### DATASET CONTENT

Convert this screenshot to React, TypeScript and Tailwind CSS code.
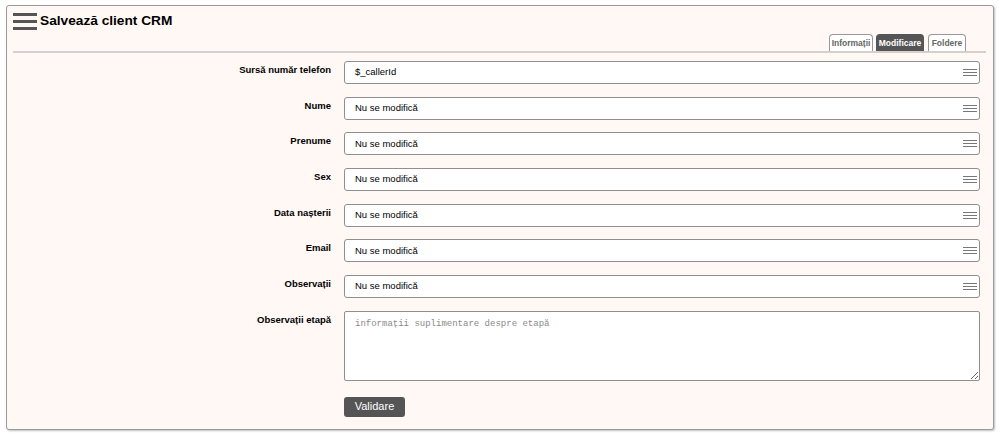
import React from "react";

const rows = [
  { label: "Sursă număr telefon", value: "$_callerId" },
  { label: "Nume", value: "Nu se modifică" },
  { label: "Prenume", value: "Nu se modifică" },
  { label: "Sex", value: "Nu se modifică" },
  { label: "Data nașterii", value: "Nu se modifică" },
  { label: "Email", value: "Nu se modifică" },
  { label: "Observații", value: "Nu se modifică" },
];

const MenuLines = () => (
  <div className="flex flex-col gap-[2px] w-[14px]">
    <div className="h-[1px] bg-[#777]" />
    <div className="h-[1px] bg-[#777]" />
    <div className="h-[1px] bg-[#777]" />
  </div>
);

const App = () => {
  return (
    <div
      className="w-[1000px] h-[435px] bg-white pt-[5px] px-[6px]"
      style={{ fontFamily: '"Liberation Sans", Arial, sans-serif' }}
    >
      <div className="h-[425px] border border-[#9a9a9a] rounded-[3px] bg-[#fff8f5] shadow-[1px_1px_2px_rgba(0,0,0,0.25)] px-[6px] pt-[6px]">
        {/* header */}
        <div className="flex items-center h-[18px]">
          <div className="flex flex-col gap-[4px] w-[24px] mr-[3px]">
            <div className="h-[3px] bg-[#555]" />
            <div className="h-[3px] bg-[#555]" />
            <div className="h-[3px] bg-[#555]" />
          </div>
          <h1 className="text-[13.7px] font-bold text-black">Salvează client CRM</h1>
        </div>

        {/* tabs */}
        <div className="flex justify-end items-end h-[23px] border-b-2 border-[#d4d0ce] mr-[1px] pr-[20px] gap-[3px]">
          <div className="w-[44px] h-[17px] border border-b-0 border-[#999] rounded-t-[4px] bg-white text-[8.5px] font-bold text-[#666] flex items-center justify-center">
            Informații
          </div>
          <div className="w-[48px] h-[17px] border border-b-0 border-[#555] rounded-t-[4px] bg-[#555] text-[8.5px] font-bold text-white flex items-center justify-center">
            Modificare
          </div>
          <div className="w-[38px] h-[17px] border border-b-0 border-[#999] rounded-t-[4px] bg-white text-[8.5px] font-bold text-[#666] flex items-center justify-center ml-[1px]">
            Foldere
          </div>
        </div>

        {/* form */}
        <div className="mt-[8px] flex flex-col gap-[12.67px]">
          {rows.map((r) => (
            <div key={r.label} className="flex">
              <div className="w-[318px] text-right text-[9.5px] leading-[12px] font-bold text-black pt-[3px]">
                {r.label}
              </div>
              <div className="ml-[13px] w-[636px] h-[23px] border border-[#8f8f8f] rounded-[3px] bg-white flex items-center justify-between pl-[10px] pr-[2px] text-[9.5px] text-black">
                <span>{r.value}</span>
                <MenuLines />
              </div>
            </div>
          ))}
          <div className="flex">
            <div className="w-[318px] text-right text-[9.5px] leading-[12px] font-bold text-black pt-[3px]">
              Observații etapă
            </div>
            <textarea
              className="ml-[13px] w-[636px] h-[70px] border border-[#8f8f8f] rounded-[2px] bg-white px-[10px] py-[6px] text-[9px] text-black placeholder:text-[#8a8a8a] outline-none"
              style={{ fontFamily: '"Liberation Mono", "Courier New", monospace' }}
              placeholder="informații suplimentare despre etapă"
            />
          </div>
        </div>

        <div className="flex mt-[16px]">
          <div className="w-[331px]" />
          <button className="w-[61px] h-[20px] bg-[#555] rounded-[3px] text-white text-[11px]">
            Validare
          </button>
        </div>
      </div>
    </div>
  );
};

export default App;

######

WHAT THE TASK REQUIRES —
Give again, exactly, the lines from the start of the data through the one holding "import React from"; omit the pictures.

EXERCISE RESULT —
Convert this screenshot to React, TypeScript and Tailwind CSS code.
import React from "react";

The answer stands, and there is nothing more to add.